We are home from a whirlwind few days of celebrating and traveling. We, as usual, were abundantly blessed by the generosity of our family. Such thoughtfulness was put into gifts and we felt humbled that these wonderful people gave so very much. For many of them, that giving came at personal sacrifice of their own wants. My grandmother, in particular, is on a very, very fixed income having, as she says, outlived their retirement plans. But still she gave. To be honest, I look at the book and pajamas and puzzle she gave our daughter and wanted to say, "Grandma, please take these back and spend this money on groceries." I looked around at the gifts during all of our celebrations and was taken aback by just how much there was. I wish I could say that I was all humility and gratitude. But some of that time, I was mired in frustration at the excess. How much do we really need? How much is too much? How could that money have been spent to benefit those in need? If you read that and think, "Wow, Keri! Self-righteous, much?" you'd probably be right.
I was on the phone recently with someone who abhors the idea of giving gifts, saying "I'll just buy myself what I want." This woman is without any religious persuasion. Without much thought, I said, "but have you ever thought of what is does in the giver's heart to ponder a gift for you, to think of your likes and dislikes, to think of something that might make you smile? Maybe that's the purpose of all this giving, the softness that comes in our own hearts."
I thought of this over the weekend as I lamented what I perceived to be the excess. And then I wondered if I was right in my quick retort to my friend. Maybe the greater good is what happened to my mom as she worked a second job to purchase all these gifts. Maybe God was at work in my dad as he worked overtime on a fire engine as his back spasmed all day long to pay for these gifts. While I want to kick and scream and hand back even my most treasured gifts so that my precious family doesn't have to work so hard, I have to wonder if there is more at work here. Do I need to trust that while my desire for simplicity is indeed very good, is what is happening in the hearts of our generous, giving family the greater good?
This Christmas also brought some heavy sorrow to our family. Someone we all love dearly is walking a journey I pray I never walk and living with a shattered heart. Watching it was nothing short of brutal.

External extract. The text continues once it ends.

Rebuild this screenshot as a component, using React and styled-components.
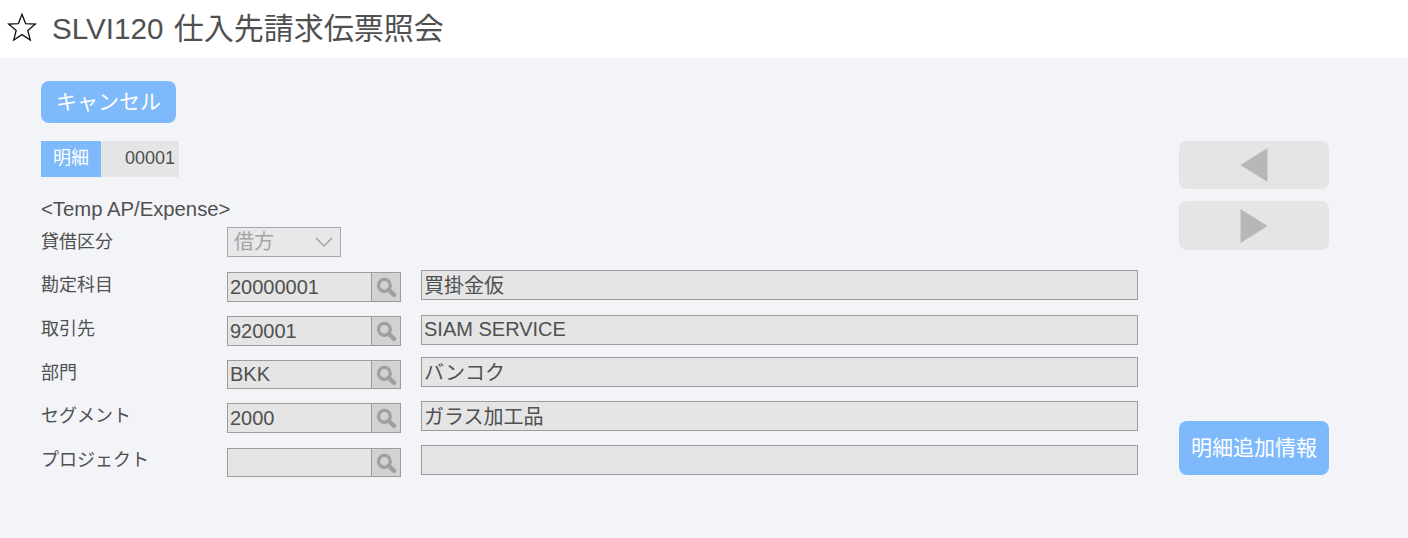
import React from 'react'
import styled, { createGlobalStyle } from 'styled-components'

const rows = [
    { label: '勘定科目', code: '20000001', name: '買掛金仮', top: 13, labelTop: 4, codeTop: 2, codeHeight: 30 },
    { label: '取引先', code: '920001', name: 'SIAM SERVICE', top: 14, labelTop: 3, codeTop: 1, codeHeight: 30 },
    { label: '部門', code: 'BKK', name: 'バンコク', top: 11, labelTop: 5, codeTop: 3, codeHeight: 29 },
    { label: 'セグメント', code: '2000', name: 'ガラス加工品', top: 13, labelTop: 4, codeTop: 2, codeHeight: 30 },
    { label: 'プロジェクト', code: '', name: '', top: 13, labelTop: 4, codeTop: 3, codeHeight: 29 },
]

export default function App() {
    return (
        <>
            <GlobalStyle />
            <Header>
                <Star width="30" height="30" viewBox="0 0 30 30">
                    <path d="M15 2.2 L18.6 11.6 L28.4 12.1 L20.8 18.4 L23.3 28 L15 22.6 L6.7 28 L9.2 18.4 L1.6 12.1 L11.4 11.6 Z" fill="none" stroke="#111" strokeWidth="1.3" strokeLinejoin="miter" />
                </Star>
                <Title><ScreenCode>SLVI120</ScreenCode> 仕入先請求伝票照会</Title>
            </Header>
            <Main>
                <Left>
                    <CancelButton>キャンセル</CancelButton>
                    <DetailRow>
                        <DetailLabel>明細</DetailLabel>
                        <DetailNumber>00001</DetailNumber>
                    </DetailRow>
                    <SectionTitle>&lt;Temp AP/Expense&gt;</SectionTitle>
                    <SelectRow>
                        <SelectLabel>貸借区分</SelectLabel>
                        <SelectBox>
                            <SelectValue>借方</SelectValue>
                            <svg width="18" height="10" viewBox="0 0 18 10">
                                <path d="M1 1 L9 9 L17 1" fill="none" stroke="#999" strokeWidth="1.2" />
                            </svg>
                        </SelectBox>
                    </SelectRow>
                    {rows.map(row => (
                        <FieldRow key={row.label} $top={row.top}>
                            <FieldLabel $top={row.labelTop}>{row.label}</FieldLabel>
                            <CodeGroup $top={row.codeTop} $height={row.codeHeight}>
                                <CodeInput readOnly value={row.code} />
                                <SearchButton>
                                    <SearchIcon width="24" height="24" viewBox="0 0 22 22">
                                        <circle cx="9.5" cy="9.5" r="5.4" fill="none" stroke="#a0a0a0" strokeWidth="3" />
                                        <path d="M13.8 13.8 L18.4 18.2" stroke="#a0a0a0" strokeWidth="4" strokeLinecap="round" />
                                    </SearchIcon>
                                </SearchButton>
                            </CodeGroup>
                            <NameInput readOnly value={row.name} />
                        </FieldRow>
                    ))}
                </Left>
                <Right>
                    <ArrowButton $height={48}>
                        <svg width="28" height="36" viewBox="0 0 28 36">
                            <path d="M0.5 18 L27.5 1 L27.5 35 Z" fill="#b7b7b7" />
                        </svg>
                    </ArrowButton>
                    <ArrowButton $height={49}>
                        <svg width="28" height="36" viewBox="0 0 28 36">
                            <path d="M0.5 1 L27.5 18 L0.5 35 Z" fill="#b7b7b7" />
                        </svg>
                    </ArrowButton>
                    <MoreButton>明細追加情報</MoreButton>
                </Right>
            </Main>
        </>
    )
}

const fontStack = `"Liberation Sans", "Noto Sans CJK JP", sans-serif`

const GlobalStyle = createGlobalStyle`
    html, body {
        margin: 0;
        padding: 0;
        height: 100%;
        background-color: #f3f4f8;
        font-family: ${fontStack};
        color: #505050;
        overflow: hidden;
    }
`
const Header = styled.header`
    display: flex;
    align-items: center;
    height: 58px;
    padding-left: 7px;
    box-sizing: border-box;
    background-color: #fff;
`
const Star = styled.svg`
    flex: none;
    margin: 0 15px 4px 0;
`
const Title = styled.h1`
    margin: 0 0 6px;
    font-size: 30px;
    font-weight: 400;
    color: #505050;
    white-space: nowrap;
`
const ScreenCode = styled.span`
    margin-right: 2px;
    font-size: 29.6px;
`
const Main = styled.main`
    display: flex;
    align-items: flex-start;
    gap: 41px;
    padding: 23px 0 0 41px;
`
const Left = styled.div`
    display: flex;
    flex-direction: column;
    width: 1097px;
`
const CancelButton = styled.button`
    width: 135px;
    height: 42px;
    padding: 0 0 4px;
    border: none;
    border-radius: 8px;
    background-color: #7eb9fb;
    color: #fff;
    font-family: ${fontStack};
    font-size: 21px;
`
const DetailRow = styled.div`
    display: flex;
    height: 36px;
    margin-top: 18px;
    font-size: 18px;
    line-height: 34px;
`
const DetailLabel = styled.div`
    width: 60px;
    background-color: #7eb9fb;
    color: #fff;
    text-align: center;
`
const DetailNumber = styled.div`
    width: 74px;
    padding-right: 4px;
    background-color: #e5e5e5;
    text-align: right;
`
const SectionTitle = styled.div`
    margin-top: 21px;
    height: 22px;
    font-size: 20.3px;
    line-height: 22px;
`
const SelectRow = styled.div`
    display: flex;
    margin-top: 7px;
`
const SelectLabel = styled.div`
    width: 186px;
    font-size: 18px;
    line-height: 30px;
`
const SelectBox = styled.div`
    display: flex;
    align-items: center;
    justify-content: space-between;
    width: 114px;
    height: 30px;
    padding: 0 7px 0 6px;
    box-sizing: border-box;
    border: 1px solid #a8a8a8;
    background-color: #e8e8ea;
    color: #a3a3a3;
    font-size: 20px;
`
const SelectValue = styled.span`
    line-height: 28px;
`
const FieldRow = styled.div`
    display: flex;
    align-items: flex-start;
    height: 31px;
    margin-top: ${props => props.$top}px;
`
const FieldLabel = styled.div`
    width: 186px;
    font-size: 18px;
    line-height: 22px;
    margin-top: ${props => props.$top}px;
`
const CodeGroup = styled.div`
    display: flex;
    width: 174px;
    height: ${props => props.$height}px;
    margin-top: ${props => props.$top}px;
    margin-right: 20px;
`
const CodeInput = styled.input`
    width: 145px;
    height: 100%;
    padding: 0 0 0 2px;
    box-sizing: border-box;
    border: 1px solid #9c9c9c;
    border-radius: 0;
    outline: none;
    background-color: #e5e5e5;
    color: #505050;
    font-family: ${fontStack};
    font-size: 20px;
`
const SearchButton = styled.div`
    display: flex;
    align-items: center;
    justify-content: center;
    width: 29px;
    height: 100%;
    box-sizing: border-box;
    border: 1px solid #9c9c9c;
    border-left: none;
    background-color: #d2d2d2;
`
const SearchIcon = styled.svg`
    filter: blur(0.5px);
`
const NameInput = styled.input`
    width: 717px;
    height: 30px;
    padding: 0 0 2px 2px;
    box-sizing: border-box;
    border: 1px solid #9c9c9c;
    border-radius: 0;
    outline: none;
    background-color: #e5e5e5;
    color: #505050;
    font-family: ${fontStack};
    font-size: 20px;
`
const Right = styled.div`
    display: flex;
    flex-direction: column;
    width: 150px;
    margin-top: 60px;
`
const ArrowButton = styled.div`
    display: flex;
    align-items: center;
    justify-content: center;
    height: ${props => props.$height}px;
    margin-bottom: 12px;
    border-radius: 8px;
    background-color: #e5e5e5;
`
const MoreButton = styled.button`
    height: 54px;
    margin-top: 159px;
    padding: 0 0 4px;
    border: none;
    border-radius: 8px;
    background-color: #7eb9fb;
    color: #fff;
    font-family: ${fontStack};
    font-size: 21px;
`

During time spent talking with this sweet one, I wanted to spout off every single thing I learned about counseling and the stages of grief and healthy coping mechanisms (and very predictably did spout off as much as I could.) At one point during the weekend, there was a heated discussion in which I made some good, valid points. But the result was still very bad. After all had been hugged out and forgiven, I had to wonder. Despite my desire for this person to walk the path of the least pain, was the greater good what he will learn while walking that path? Or was the greater good even that I might have to practice one of the very tenets of the faith I profess, that of forgiveness? My mom so lovingly said to me, "Keri, even though you were right, you were wrong." I was wrong because I couldn't (wouldn't?) see the hand of God in all of this. I was trying to, by my own power, orchestrate a resolution. You'd think by now I'd realize how that usually turns out.

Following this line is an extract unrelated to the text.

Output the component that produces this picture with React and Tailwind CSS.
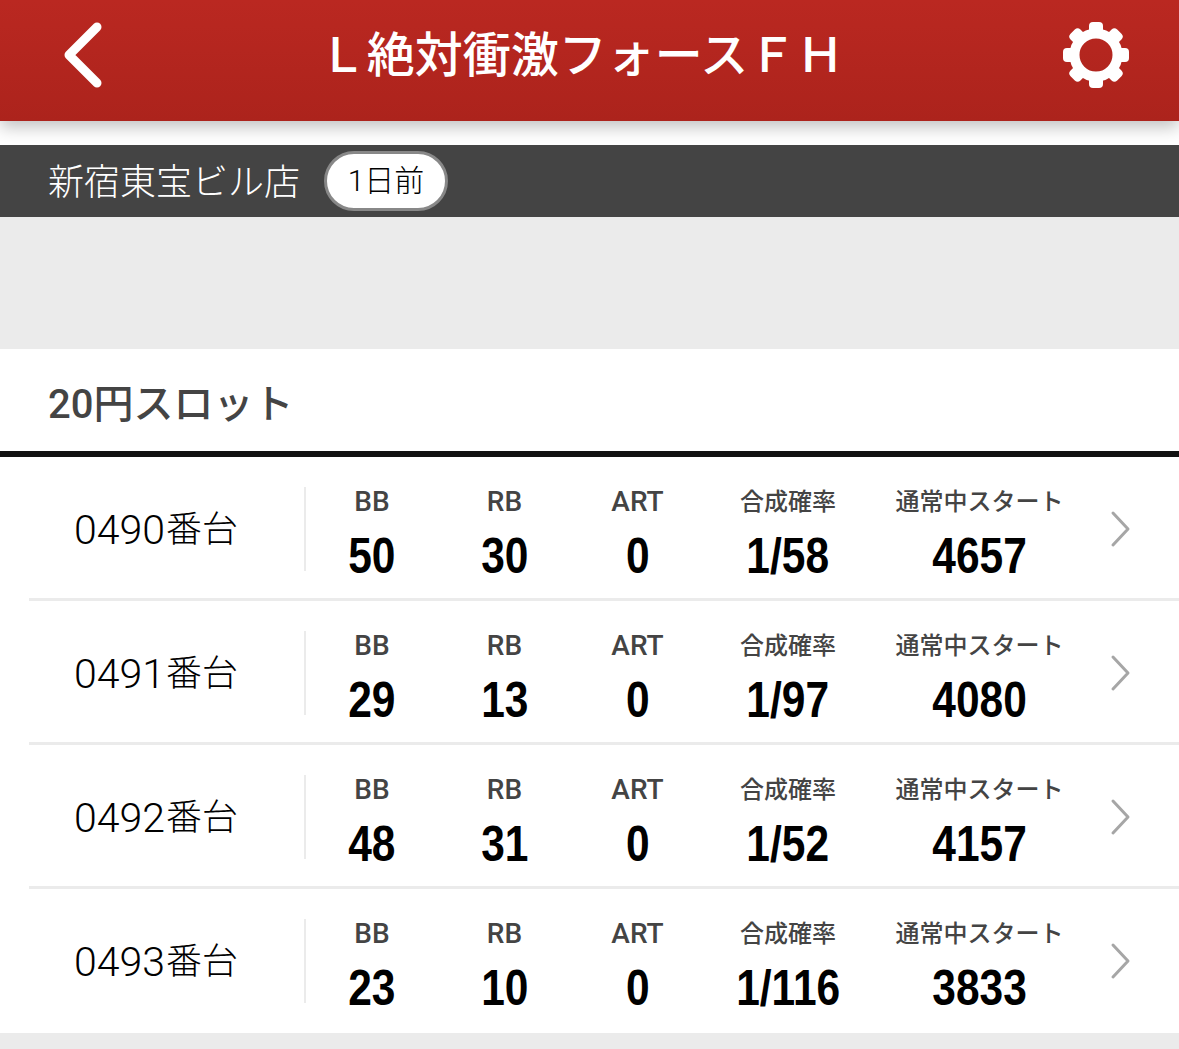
const rows = [
  { num: "0490", bb: 50, rb: 30, art: 0, rate: "1/58", start: 4657 },
  { num: "0491", bb: 29, rb: 13, art: 0, rate: "1/97", start: 4080 },
  { num: "0492", bb: 48, rb: 31, art: 0, rate: "1/52", start: 4157 },
  { num: "0493", bb: 23, rb: 10, art: 0, rate: "1/116", start: 3833 },
];

function Gear() {
  const teeth = [0, 45, 90, 135, 180, 225, 270, 315];
  return (
    <svg width="68" height="68" viewBox="0 0 68 68" fill="#fff">
      {teeth.map((a) => (
        <rect key={a} x="27" y="1" width="14" height="14" rx="4" transform={`rotate(${a} 34 34)`} />
      ))}
      <circle cx="34" cy="34" r="21.5" fill="none" stroke="#fff" strokeWidth="10" />
    </svg>
  );
}

function Stat({ label, value, className, labelSize = "text-[24px]" }) {
  return (
    <div className={`flex flex-col items-center shrink-0 ${className}`}>
      <div className={`h-[30px] leading-[30px] text-[#444] whitespace-nowrap ${labelSize}`}>{label}</div>
      <div className="mt-[12px] text-[50px] leading-[54px] font-bold text-black scale-x-[0.85] font-['Liberation_Sans',sans-serif]">
        {value}
      </div>
    </div>
  );
}

function Row({ row, last }) {
  return (
    <div className={`h-[144px] ml-[29px] flex items-center box-border pt-[2px] border-b-[3px] ${last ? "border-transparent" : "border-[#ebebeb]"}`}>
      <div className="w-[277px] h-[84px] shrink-0 flex items-center pl-[45px] border-r-2 border-[#ebebeb] text-black font-light">
        <span className="text-[41px] leading-none mt-[3px]">{row.num}</span>
        <span className="text-[36px] leading-none mt-[3px] ml-[1px]">番台</span>
      </div>
      <div className="flex pt-[12px]">
        <Stat label="BB" value={row.bb} className="w-[132px]" labelSize="text-[28px] font-medium" />
        <Stat label="RB" value={row.rb} className="w-[133px]" labelSize="text-[28px] font-medium" />
        <Stat label="ART" value={row.art} className="w-[133px]" labelSize="text-[28px] font-medium" />
        <Stat label="合成確率" value={row.rate} className="w-[168px]" labelSize="text-[24px] font-medium" />
        <Stat label="通常中スタート" value={row.start} className="w-[215px]" labelSize="text-[24px] font-medium" />
      </div>
      <svg className="ml-[23px] shrink-0" width="21" height="38" viewBox="0 0 21 38" fill="none" stroke="#a6a6a6" strokeWidth="3" strokeLinecap="round" strokeLinejoin="round">
        <path d="M3 3l15 16L3 35" />
      </svg>
    </div>
  );
}

export default function App() {
  return (
    <div className="w-[1179px] h-[1049px] overflow-hidden bg-[#ebebeb] font-['Roboto','Noto_Sans_CJK_JP',sans-serif]">
      <div className="bg-white h-[145px]">
        <header className="relative h-[121px] flex items-center justify-between pl-[60px] pr-[49px] pb-[11px] box-border bg-gradient-to-b from-[#ba2821] to-[#ac231c] shadow-[0_6px_16px_rgba(0,0,0,0.25)]">
          <svg width="46" height="68" viewBox="0 0 46 68" fill="none" stroke="#fff" strokeWidth="9" strokeLinecap="round" strokeLinejoin="round">
            <path d="M37 6L9 34l28 28" />
          </svg>
          <h1 className="text-[48px] leading-none font-medium text-white whitespace-nowrap mr-[5px] mt-[2px]">Ｌ絶対衝激フォースＦＨ</h1>
          <Gear />
        </header>
      </div>

      <div className="h-[72px] bg-[#444] flex items-center pl-[48px] text-white">
        <span className="text-[36px] font-light leading-none mt-[4px]">新宿東宝ビル店</span>
        <span className="ml-[24px] w-[124px] h-[60px] flex items-center justify-center rounded-full bg-white border-[3px] border-[#888] text-black text-[30px] font-light leading-none">
          1日前
        </span>
      </div>

      <div className="h-[132px]" />

      <div className="h-[102px] bg-white flex items-center pl-[48px] pt-[10px] text-[40px] font-medium text-[#444]">
        20円スロット
      </div>

      <div className="bg-white border-t-[6px] border-[#111]">
        {rows.map((row, i) => (
          <Row key={row.num} row={row} last={i === rows.length - 1} />
        ))}
      </div>
    </div>
  );
}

As I reflect on this blessed holiday, I can think of so many other areas where a greater good could prevail. While I attempted to corral my wild child during 95% of Christmas Eve Mass, did I make an elderly lady smile, remembering her days as a literal shepherd? Did I make another mom feel less like an awful parent because I too was trying to keep my kid from tipping over the holy water? While I thought of all the effort my in-laws put into hauling rocking chairs to Atlanta and the expense of that for a retired couple, will those chairs help me rock babies for years to come or be the site of heart to hearts with my husband?
This Christmas season was full of love and joy and giving and pain and sacrifice and hurt. But at every juncture, I can see where luscious fruit may grow. Maybe the greater good in every bit of it is that God is at work and by letting even the bad play out, He has the space to do HIS will.